Re: 11/23/00 - New Haven Advocate: Who You Calling Yellow? More shady tactics by New Haven's men in blue.
Who You Calling Yellow? More shady tactics by New Haven's men in blue. By Colleen Van Tassell Published 11/23/00
While the one-person grand jury in New Britain still probes the fate of top New Haven cops, their compadres in the detective bureau are turning yellow.
At an unrelated evidence suppression hearing this month, a lawyer defending a young man in a multiple shooting presented evidence that detectives investigating a case "helped" a witness pick out a suspect.
How? By showing the witness, whom one of the detectives has known for a decade, a mug shot that looked as if it ran smack into a yellow highlighter.
The yellow mug shot is the latest revelation about the tactics of the scandal-ridden New Haven detective bureau. (For complete coverage, see our Web archive, <www.newhavenadvocate. com/articles/chaoslist. html>.) Right now, the city awaits the results of a state grand jury investigation, sparked by the news that detectives "lost" the tape of an interview with an eyewitness who identified a murder suspect, and kept the interview transcript in a desk drawer for two years instead of turning it over to North Haven police, who are heading the investigation into the still-unsolved killing. Two high-ranking cops are on indefinite leave awaiting the conclusion of the grand jury investigation, which could result in arrests.
The latest case: 22-year-old Tyree Epps is accused of first-degree assault for a multiple shooting on Wayfarer Street in the summer of 1999. The police report says cops canvassed the neighborhood and spoke to "anonymous" sources who said they heard shots but didn't see anything. A week later, detectives Michael Hunter and Clarence Willoughby, with mug shots in hand, drove to the home of a witness who claims to have seen the shooter(s) walk past her window. The witness picked Epps out of the eight photos.
This was hardly a shock, though, seeing as Epps' photo was the only one with a yellow background. The other seven had neutral backgrounds.
At the Nov. 9 suppression hearing, special public defender Auden Grogin tried to poke holes in the witness' identification of her client. Could the witness remember if the suspect had any facial hair? No. Did she remember what he was wearing? No. Height and weight? No. The witness, who's near-sighted in one eye and far-sighted in the other, said she was sure Epps was the guy she saw outside her window, 70 feet away at 2 in the morning without her glasses. But she'd seen Epps before in the neighborhood.
She's also seen Detective Hunter before.
The witness testified to knowing Hunter for at least 10 years. "I knew him before he became a cop," she testified. When probed further, the witness said Hunter did not coax her into identifying the defendant, but that she was under the impression that the suspect was in one of the photos. The witness said it wasn't a friendly exchange; rather, it was all business.
All business or funny business? Saul Kassin, a psychology professor at Williams College in Massachusetts who testifies on eyewitness reliability, took the stand and testified that the way Hunter presented the single yellow photo cast a "spotlight" on the mug shot, rendering the I.D. unreliable.

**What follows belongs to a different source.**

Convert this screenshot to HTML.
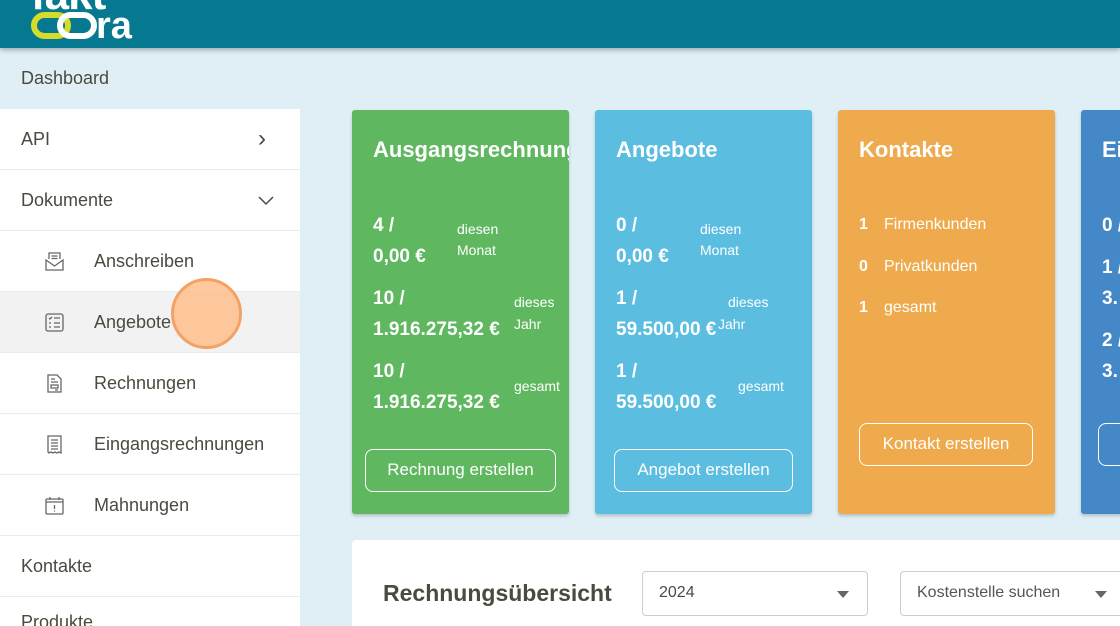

Kassin--who says in an interview that he agrees to testify in only about 5 percent of the trials he's asked about--testified that the yellow photo immediately drew the witness's eye directly to it. Kassin testified that the way the mug shot was presented runs afoul of evidence guidelines set up by the National Institute of Justice.
Police Chief Melvin Wearing declines to comment on the specifics of the case, but says in a written statement that a challenge to a photo board "doesn't mean that an officer has done something improper."
Challenging evidence "is the job of the defense attorney and part of the trial process," adds Wearing.
State Superior Court Judge Bruce Thompson will rule sometime this week on whether the evidence was tainted.
This incident is another boil on the already scarred New Haven detective bureau. In June, the Advocate reported that Detective Edwin Rodriguez got caught on tape coaxing a crime victim/witness during an investigation. (See "Numero Dos," June 15.)
Rodriguez apparently steered the victim to identify a certain suspect by whispering "numero dos"--the number of the suspect's mug shot. He also apparently distorted the victim's statement in translating it from Spanish to English. Rodriguez got caught--on tape. He got caught in court by a defense attorney who pointed out glaring contradictions between the witness' actual words on tape and the witness statement Rodriguez wrote.
The Spanish-speaking victim told the detective that it was too dark to make a positive ID. But that statement is not found in Rodriguez's English translation. On tape, the witness said he thought that mug shot number two, the one Rodriguez whispered to him, was "more or less" the picture of the person who robbed him. Rodriguez's translation says the victim "immediately identified' mug shot number two.
The defendant pleaded guilty. His lawyer maintained his client never got a fair shot from the outset.